(Front-end source files)
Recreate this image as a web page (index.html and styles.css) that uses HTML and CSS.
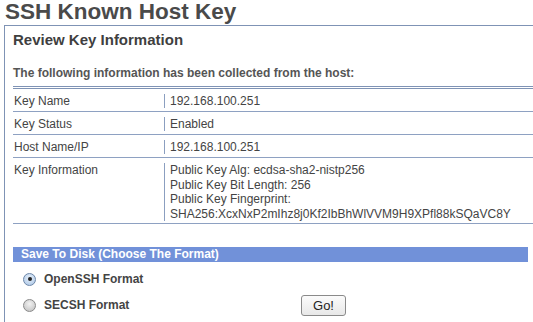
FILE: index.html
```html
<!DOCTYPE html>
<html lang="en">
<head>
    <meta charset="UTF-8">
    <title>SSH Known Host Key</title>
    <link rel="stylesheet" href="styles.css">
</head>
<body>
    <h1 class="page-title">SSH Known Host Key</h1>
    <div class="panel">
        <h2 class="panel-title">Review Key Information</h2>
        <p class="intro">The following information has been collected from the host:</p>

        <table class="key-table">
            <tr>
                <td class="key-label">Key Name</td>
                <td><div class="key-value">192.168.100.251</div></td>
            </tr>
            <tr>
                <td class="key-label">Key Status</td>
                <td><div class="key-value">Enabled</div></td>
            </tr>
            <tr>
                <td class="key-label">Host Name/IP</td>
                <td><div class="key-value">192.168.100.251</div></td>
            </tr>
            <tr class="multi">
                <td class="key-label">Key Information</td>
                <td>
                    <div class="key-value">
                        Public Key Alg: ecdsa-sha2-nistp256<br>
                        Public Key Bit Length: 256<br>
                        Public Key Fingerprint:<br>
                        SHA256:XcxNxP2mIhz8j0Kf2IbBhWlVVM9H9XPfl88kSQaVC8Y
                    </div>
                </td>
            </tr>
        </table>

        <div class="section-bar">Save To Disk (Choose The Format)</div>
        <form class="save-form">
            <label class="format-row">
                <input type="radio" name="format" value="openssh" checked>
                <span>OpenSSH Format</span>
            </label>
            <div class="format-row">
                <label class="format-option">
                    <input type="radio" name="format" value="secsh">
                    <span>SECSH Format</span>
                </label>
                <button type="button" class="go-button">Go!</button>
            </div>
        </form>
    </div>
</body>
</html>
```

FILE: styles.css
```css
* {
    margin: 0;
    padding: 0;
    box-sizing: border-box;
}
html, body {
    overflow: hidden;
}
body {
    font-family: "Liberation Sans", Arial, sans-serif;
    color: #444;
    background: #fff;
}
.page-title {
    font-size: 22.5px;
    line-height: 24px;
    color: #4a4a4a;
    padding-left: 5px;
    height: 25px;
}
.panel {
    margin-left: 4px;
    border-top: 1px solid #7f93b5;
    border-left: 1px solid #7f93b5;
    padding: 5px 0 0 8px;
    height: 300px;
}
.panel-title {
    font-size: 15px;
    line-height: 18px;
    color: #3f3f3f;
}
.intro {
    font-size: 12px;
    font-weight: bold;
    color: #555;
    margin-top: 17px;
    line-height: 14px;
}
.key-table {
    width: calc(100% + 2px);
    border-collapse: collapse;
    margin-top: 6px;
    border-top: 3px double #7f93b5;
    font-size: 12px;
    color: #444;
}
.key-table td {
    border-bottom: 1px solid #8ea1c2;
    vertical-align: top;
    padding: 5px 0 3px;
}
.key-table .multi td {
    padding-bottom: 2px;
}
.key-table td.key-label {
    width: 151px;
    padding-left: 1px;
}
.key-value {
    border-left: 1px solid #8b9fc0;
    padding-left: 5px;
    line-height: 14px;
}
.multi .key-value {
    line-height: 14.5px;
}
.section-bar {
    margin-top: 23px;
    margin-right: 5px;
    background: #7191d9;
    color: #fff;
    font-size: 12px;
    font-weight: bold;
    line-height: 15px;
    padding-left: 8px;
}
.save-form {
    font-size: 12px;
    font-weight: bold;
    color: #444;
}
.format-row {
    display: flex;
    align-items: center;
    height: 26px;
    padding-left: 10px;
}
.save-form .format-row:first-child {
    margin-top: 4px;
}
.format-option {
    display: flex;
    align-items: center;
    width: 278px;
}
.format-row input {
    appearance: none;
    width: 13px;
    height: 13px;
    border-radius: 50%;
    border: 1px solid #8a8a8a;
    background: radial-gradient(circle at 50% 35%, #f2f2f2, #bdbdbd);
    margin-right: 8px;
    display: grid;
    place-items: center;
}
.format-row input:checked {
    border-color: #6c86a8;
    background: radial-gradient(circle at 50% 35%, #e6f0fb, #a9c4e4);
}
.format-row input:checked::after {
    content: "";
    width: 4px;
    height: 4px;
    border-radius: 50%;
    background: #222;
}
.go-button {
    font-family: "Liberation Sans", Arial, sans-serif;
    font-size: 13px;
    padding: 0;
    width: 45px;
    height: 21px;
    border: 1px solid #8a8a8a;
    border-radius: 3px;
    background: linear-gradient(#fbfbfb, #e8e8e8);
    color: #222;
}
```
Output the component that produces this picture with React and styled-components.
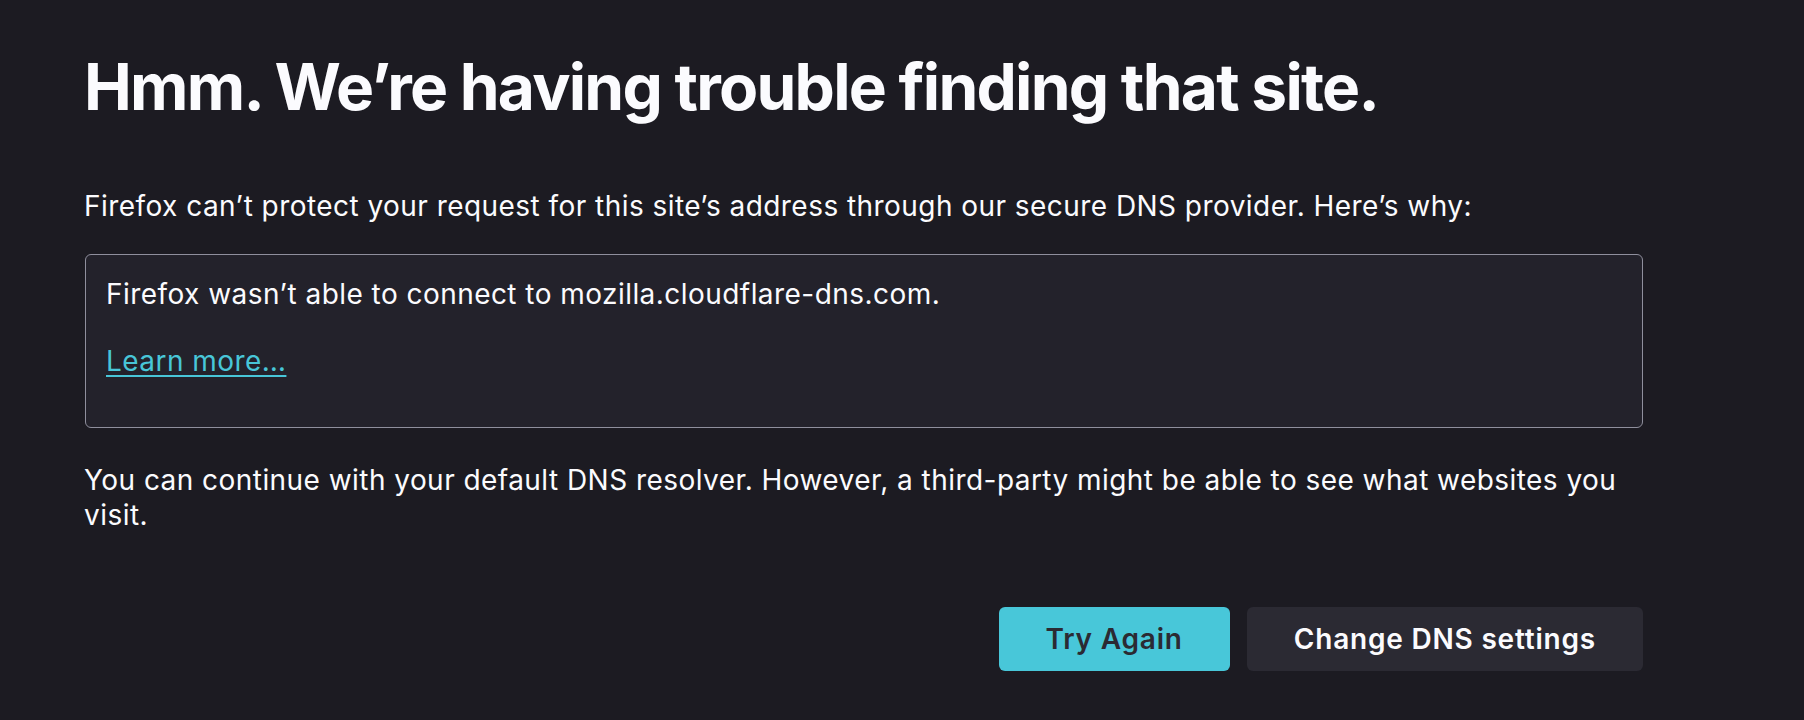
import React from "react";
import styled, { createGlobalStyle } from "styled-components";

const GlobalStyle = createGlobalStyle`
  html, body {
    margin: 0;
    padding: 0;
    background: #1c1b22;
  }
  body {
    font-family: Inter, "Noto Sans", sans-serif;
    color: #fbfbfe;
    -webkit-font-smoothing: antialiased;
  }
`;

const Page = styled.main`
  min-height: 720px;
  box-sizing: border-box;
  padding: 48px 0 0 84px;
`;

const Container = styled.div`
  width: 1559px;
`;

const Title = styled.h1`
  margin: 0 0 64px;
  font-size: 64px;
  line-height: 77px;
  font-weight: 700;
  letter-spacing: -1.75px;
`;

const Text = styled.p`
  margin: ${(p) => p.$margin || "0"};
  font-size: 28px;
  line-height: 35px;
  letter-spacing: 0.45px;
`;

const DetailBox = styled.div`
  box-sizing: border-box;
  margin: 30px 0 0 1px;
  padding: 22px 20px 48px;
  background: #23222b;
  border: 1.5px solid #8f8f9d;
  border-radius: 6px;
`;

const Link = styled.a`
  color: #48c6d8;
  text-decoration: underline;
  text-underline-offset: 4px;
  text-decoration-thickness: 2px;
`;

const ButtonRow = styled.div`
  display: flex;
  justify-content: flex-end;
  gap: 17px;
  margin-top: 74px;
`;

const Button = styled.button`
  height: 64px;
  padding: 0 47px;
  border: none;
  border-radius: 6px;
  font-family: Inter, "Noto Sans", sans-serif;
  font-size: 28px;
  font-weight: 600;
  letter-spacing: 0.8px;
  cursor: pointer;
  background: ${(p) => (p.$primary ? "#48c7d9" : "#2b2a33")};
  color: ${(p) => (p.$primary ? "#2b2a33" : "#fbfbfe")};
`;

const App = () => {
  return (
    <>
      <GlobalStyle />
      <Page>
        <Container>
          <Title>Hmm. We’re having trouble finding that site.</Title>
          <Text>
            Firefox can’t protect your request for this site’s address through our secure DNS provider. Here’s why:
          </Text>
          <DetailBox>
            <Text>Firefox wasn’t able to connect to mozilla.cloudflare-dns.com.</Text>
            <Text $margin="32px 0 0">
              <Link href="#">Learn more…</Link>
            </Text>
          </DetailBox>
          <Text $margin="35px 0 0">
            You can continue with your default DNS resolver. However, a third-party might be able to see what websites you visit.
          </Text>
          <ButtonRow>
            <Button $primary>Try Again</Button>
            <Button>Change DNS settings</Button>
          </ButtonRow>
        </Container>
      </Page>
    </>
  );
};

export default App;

Set exercise - Strip out the pictures and quote the remaining data word for word.

Solution below -
Recreate this image as a web page (index.html and styles.css) that uses HTML and CSS.
FILE: index.html
```html
<!DOCTYPE html>
<html lang="en">
<head>
    <meta charset="UTF-8">
    <title>SSH Known Host Key</title>
    <link rel="stylesheet" href="styles.css">
</head>
<body>
    <h1 class="page-title">SSH Known Host Key</h1>
    <div class="panel">
        <h2 class="panel-title">Review Key Information</h2>
        <p class="intro">The following information has been collected from the host:</p>

        <table class="key-table">
            <tr>
                <td class="key-label">Key Name</td>
                <td><div class="key-value">192.168.100.251</div></td>
            </tr>
            <tr>
                <td class="key-label">Key Status</td>
                <td><div class="key-value">Enabled</div></td>
            </tr>
            <tr>
                <td class="key-label">Host Name/IP</td>
                <td><div class="key-value">192.168.100.251</div></td>
            </tr>
            <tr class="multi">
                <td class="key-label">Key Information</td>
                <td>
                    <div class="key-value">
                        Public Key Alg: ecdsa-sha2-nistp256<br>
                        Public Key Bit Length: 256<br>
                        Public Key Fingerprint:<br>
                        SHA256:XcxNxP2mIhz8j0Kf2IbBhWlVVM9H9XPfl88kSQaVC8Y
                    </div>
                </td>
            </tr>
        </table>

        <div class="section-bar">Save To Disk (Choose The Format)</div>
        <form class="save-form">
            <label class="format-row">
                <input type="radio" name="format" value="openssh" checked>
                <span>OpenSSH Format</span>
            </label>
            <div class="format-row">
                <label class="format-option">
                    <input type="radio" name="format" value="secsh">
                    <span>SECSH Format</span>
                </label>
                <button type="button" class="go-button">Go!</button>
            </div>
        </form>
    </div>
</body>
</html>
```

FILE: styles.css
```css
* {
    margin: 0;
    padding: 0;
    box-sizing: border-box;
}
html, body {
    overflow: hidden;
}
body {
    font-family: "Liberation Sans", Arial, sans-serif;
    color: #444;
    background: #fff;
}
.page-title {
    font-size: 22.5px;
    line-height: 24px;
    color: #4a4a4a;
    padding-left: 5px;
    height: 25px;
}
.panel {
    margin-left: 4px;
    border-top: 1px solid #7f93b5;
    border-left: 1px solid #7f93b5;
    padding: 5px 0 0 8px;
    height: 300px;
}
.panel-title {
    font-size: 15px;
    line-height: 18px;
    color: #3f3f3f;
}
.intro {
    font-size: 12px;
    font-weight: bold;
    color: #555;
    margin-top: 17px;
    line-height: 14px;
}
.key-table {
    width: calc(100% + 2px);
    border-collapse: collapse;
    margin-top: 6px;
    border-top: 3px double #7f93b5;
    font-size: 12px;
    color: #444;
}
.key-table td {
    border-bottom: 1px solid #8ea1c2;
    vertical-align: top;
    padding: 5px 0 3px;
}
.key-table .multi td {
    padding-bottom: 2px;
}
.key-table td.key-label {
    width: 151px;
    padding-left: 1px;
}
.key-value {
    border-left: 1px solid #8b9fc0;
    padding-left: 5px;
    line-height: 14px;
}
.multi .key-value {
    line-height: 14.5px;
}
.section-bar {
    margin-top: 23px;
    margin-right: 5px;
    background: #7191d9;
    color: #fff;
    font-size: 12px;
    font-weight: bold;
    line-height: 15px;
    padding-left: 8px;
}
.save-form {
    font-size: 12px;
    font-weight: bold;
    color: #444;
}
.format-row {
    display: flex;
    align-items: center;
    height: 26px;
    padding-left: 10px;
}
.save-form .format-row:first-child {
    margin-top: 4px;
}
.format-option {
    display: flex;
    align-items: center;
    width: 278px;
}
.format-row input {
    appearance: none;
    width: 13px;
    height: 13px;
    border-radius: 50%;
    border: 1px solid #8a8a8a;
    background: radial-gradient(circle at 50% 35%, #f2f2f2, #bdbdbd);
    margin-right: 8px;
    display: grid;
    place-items: center;
}
.format-row input:checked {
    border-color: #6c86a8;
    background: radial-gradient(circle at 50% 35%, #e6f0fb, #a9c4e4);
}
.format-row input:checked::after {
    content: "";
    width: 4px;
    height: 4px;
    border-radius: 50%;
    background: #222;
}
.go-button {
    font-family: "Liberation Sans", Arial, sans-serif;
    font-size: 13px;
    padding: 0;
    width: 45px;
    height: 21px;
    border: 1px solid #8a8a8a;
    border-radius: 3px;
    background: linear-gradient(#fbfbfb, #e8e8e8);
    color: #222;
}
```
Output the component that produces this picture with React and styled-components.
import React from "react";
import styled, { createGlobalStyle } from "styled-components";

const GlobalStyle = createGlobalStyle`
  html, body {
    margin: 0;
    padding: 0;
    background: #1c1b22;
  }
  body {
    font-family: Inter, "Noto Sans", sans-serif;
    color: #fbfbfe;
    -webkit-font-smoothing: antialiased;
  }
`;

const Page = styled.main`
  min-height: 720px;
  box-sizing: border-box;
  padding: 48px 0 0 84px;
`;

const Container = styled.div`
  width: 1559px;
`;

const Title = styled.h1`
  margin: 0 0 64px;
  font-size: 64px;
  line-height: 77px;
  font-weight: 700;
  letter-spacing: -1.75px;
`;

const Text = styled.p`
  margin: ${(p) => p.$margin || "0"};
  font-size: 28px;
  line-height: 35px;
  letter-spacing: 0.45px;
`;

const DetailBox = styled.div`
  box-sizing: border-box;
  margin: 30px 0 0 1px;
  padding: 22px 20px 48px;
  background: #23222b;
  border: 1.5px solid #8f8f9d;
  border-radius: 6px;
`;

const Link = styled.a`
  color: #48c6d8;
  text-decoration: underline;
  text-underline-offset: 4px;
  text-decoration-thickness: 2px;
`;

const ButtonRow = styled.div`
  display: flex;
  justify-content: flex-end;
  gap: 17px;
  margin-top: 74px;
`;

const Button = styled.button`
  height: 64px;
  padding: 0 47px;
  border: none;
  border-radius: 6px;
  font-family: Inter, "Noto Sans", sans-serif;
  font-size: 28px;
  font-weight: 600;
  letter-spacing: 0.8px;
  cursor: pointer;
  background: ${(p) => (p.$primary ? "#48c7d9" : "#2b2a33")};
  color: ${(p) => (p.$primary ? "#2b2a33" : "#fbfbfe")};
`;

const App = () => {
  return (
    <>
      <GlobalStyle />
      <Page>
        <Container>
          <Title>Hmm. We’re having trouble finding that site.</Title>
          <Text>
            Firefox can’t protect your request for this site’s address through our secure DNS provider. Here’s why:
          </Text>
          <DetailBox>
            <Text>Firefox wasn’t able to connect to mozilla.cloudflare-dns.com.</Text>
            <Text $margin="32px 0 0">
              <Link href="#">Learn more…</Link>
            </Text>
          </DetailBox>
          <Text $margin="35px 0 0">
            You can continue with your default DNS resolver. However, a third-party might be able to see what websites you visit.
          </Text>
          <ButtonRow>
            <Button $primary>Try Again</Button>
            <Button>Change DNS settings</Button>
          </ButtonRow>
        </Container>
      </Page>
    </>
  );
};

export default App;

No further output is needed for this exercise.